Sabyasachi Mukharji, J.@mdashIn this application the petitioner challenges the assessments for 1972-73 and 1973-74 under the Bengal
Agricultural Income Tax Act, 1944. The main point seems to be that under the Agricultural Income Tax Act u/s 7, income is assessable on the
basis of the amount of the agricultural income received by the assessee in the previous year. Agricultural income has been defined to mean, inter
alia, any income derived from land by agriculture. The assessee''s contention is that as a result of the West Bengal Land Reforms Act his lands
being cultivated by bargadars he had been in fact receiving only 25 per cent. of the total produce of the land and as such was liable to be taxed on
that basis. It appears that the respondent, the Agricultural Income Tax Officer, has proceeded on the basis of what was the income receivable by
him, computing the same on the basis of the total land held by the assessee on the basis of reasonable yield from that land and thereupon deducting
from that calculation the costs in terms of the proviso to Section 7 of the Act. But the first question that requires to be considered is what was the
agricultural income received by him. It is not material what was receivable by him in such a case. Therefore, the amount that was received by the
petitioner is the material consideration in this case. From that point of view, in my opinion, it appears that the impugned orders of assessment for
these two years contain errors apparent on the face of the record and need rectification.
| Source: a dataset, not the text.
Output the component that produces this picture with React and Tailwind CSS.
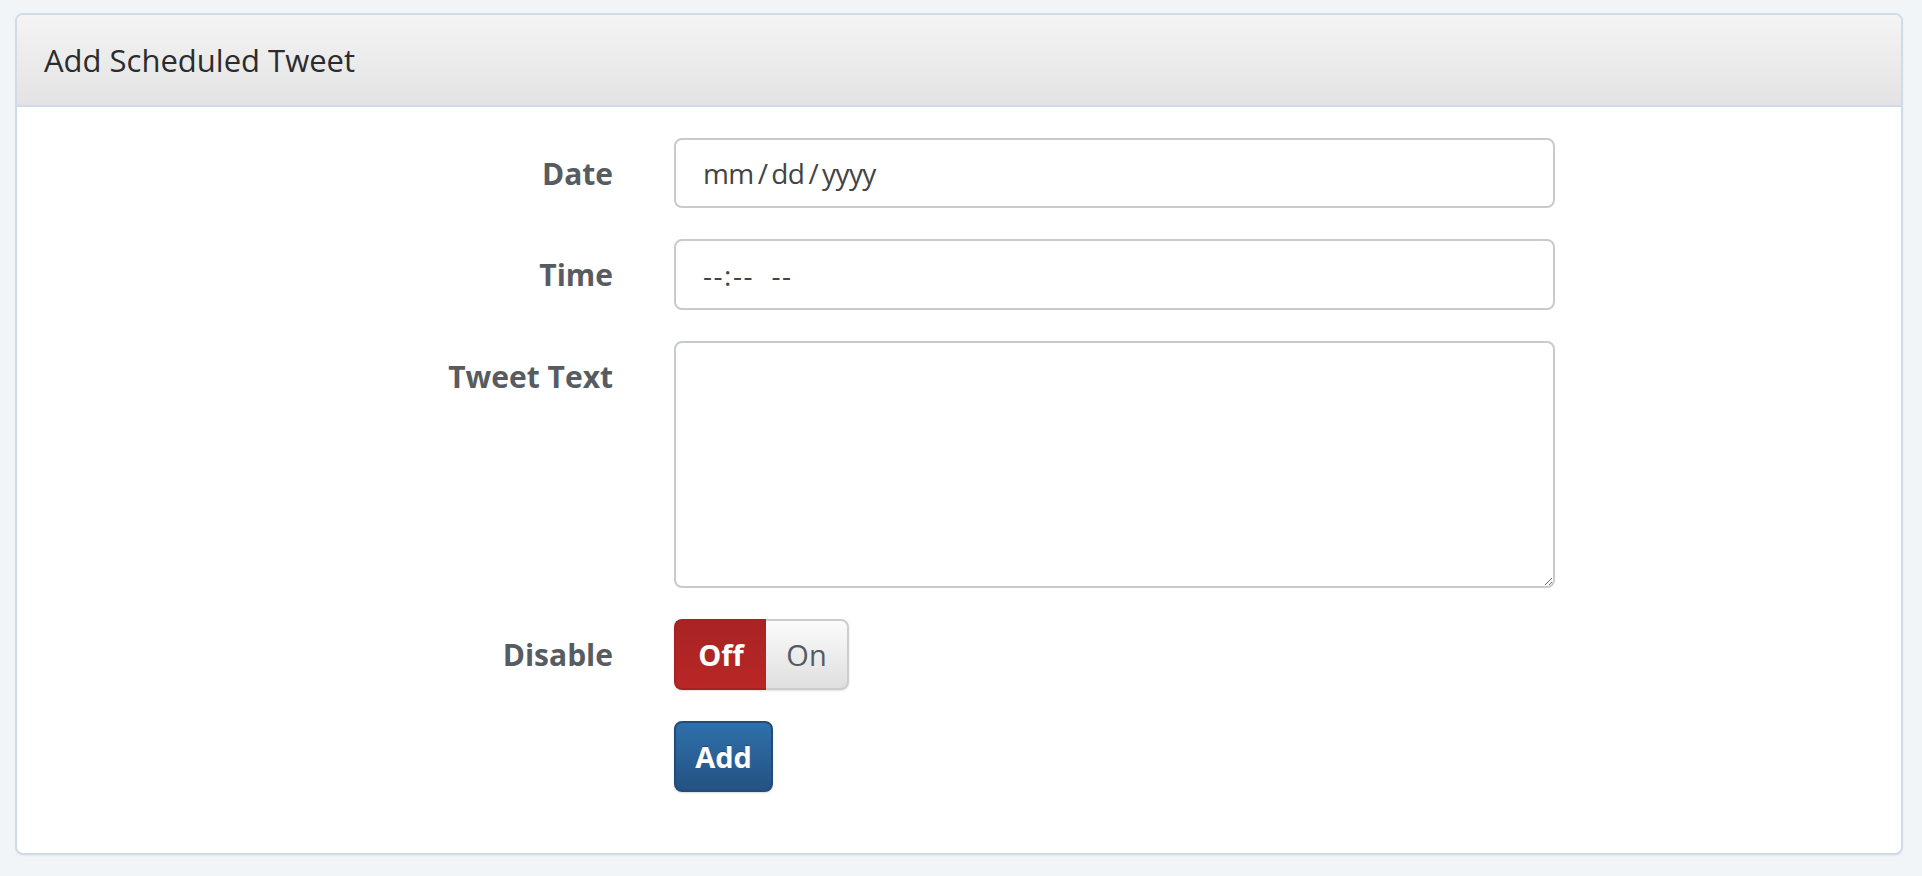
import React from "react";

const font = { fontFamily: '"Open Sans", "DejaVu Sans", sans-serif' };

function Row({ label, children }) {
  return (
    <div className="flex items-start">
      <div className="w-[596px] h-[70px] flex items-center justify-end text-[30px] font-bold text-[#575c61]">
        {label}
      </div>
      <div className="ml-[61px]">{children}</div>
    </div>
  );
}

export default function App() {
  return (
    <div
      className="min-h-[876px] bg-[#f2f5f8] pt-[13px] pl-[15px] pr-[19px] pb-[23px]"
      style={font}
    >
      <div className="border-2 border-[#cfdbe7] rounded-[8px] bg-white overflow-hidden shadow-[0_1px_2px_rgba(0,0,0,0.05)]">
        <div className="h-[92px] border-b-2 border-[#cfdbe7] bg-gradient-to-b from-[#f4f4f4] to-[#e3e3e3] flex items-center px-[27px]">
          <h1 className="text-[31px] font-normal text-[#2c2c2c]">
            Add Scheduled Tweet
          </h1>
        </div>
        <div className="pt-[31px] pb-[61px] flex flex-col gap-[31px]">
          <Row label="Date">
            <div className="w-[881px] h-[70px] border-2 border-[#c7cbcf] rounded-[8px] px-[27px] flex items-center text-[28px] text-[#444] tracking-[-0.6px]">
              mm<span className="mx-[4px]">/</span>dd<span className="mx-[4px]">/</span>yyyy
            </div>
          </Row>
          <Row label="Time">
            <div className="w-[881px] h-[71px] border-2 border-[#c7cbcf] rounded-[8px] px-[27px] flex items-center text-[28px] text-[#444] tracking-[1.5px]">
              --:--&nbsp;&nbsp;--
            </div>
          </Row>
          <Row label="Tweet Text">
            <textarea
              className="block w-[881px] h-[247px] border-2 border-[#c7cbcf] rounded-[8px] px-[27px] py-[12px] text-[28px] text-[#444] outline-none resize"
              style={font}
            />
          </Row>
          <Row label="Disable">
            <div className="flex h-[71px] rounded-[8px] shadow-[0_1px_2px_rgba(0,0,0,0.12)]">
              <button className="w-[92px] h-full rounded-l-[8px] bg-gradient-to-b from-[#a82323] to-[#b92626] border-2 border-r-0 border-[#a82222] text-white font-bold text-[29px] flex items-center justify-center">
                Off
              </button>
              <button className="w-[83px] h-full rounded-r-[8px] bg-gradient-to-b from-[#fbfbfb] to-[#dfdfdf] border-2 border-l-0 border-[#cccccc] text-[#555a5f] text-[29px] font-medium flex items-center justify-center">
                On
              </button>
            </div>
          </Row>
          <Row label="">
            <button className="w-[99px] h-[71px] rounded-[8px] bg-gradient-to-b from-[#2f70ab] to-[#245283] border-2 border-[#224c77] text-white font-bold text-[29px] flex items-center justify-center shadow-[0_1px_2px_rgba(0,0,0,0.15)] [text-shadow:0_-1px_0_rgba(0,0,0,0.25)]">
              Add
            </button>
          </Row>
        </div>
      </div>
    </div>
  );
}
In the aforesaid view of the matter I set aside these two
orders and direct the Agricultural Income Tax Officer to proceed afresh in accordance with law on the basis of agricultural income actually
received by him and compute such income in accordance with law. For this purpose, the petitioner should produce all relevant evidence indicating
the amount actually received by him. With the aforesaid direction, the rule is made absolute. There will be no order as to costs.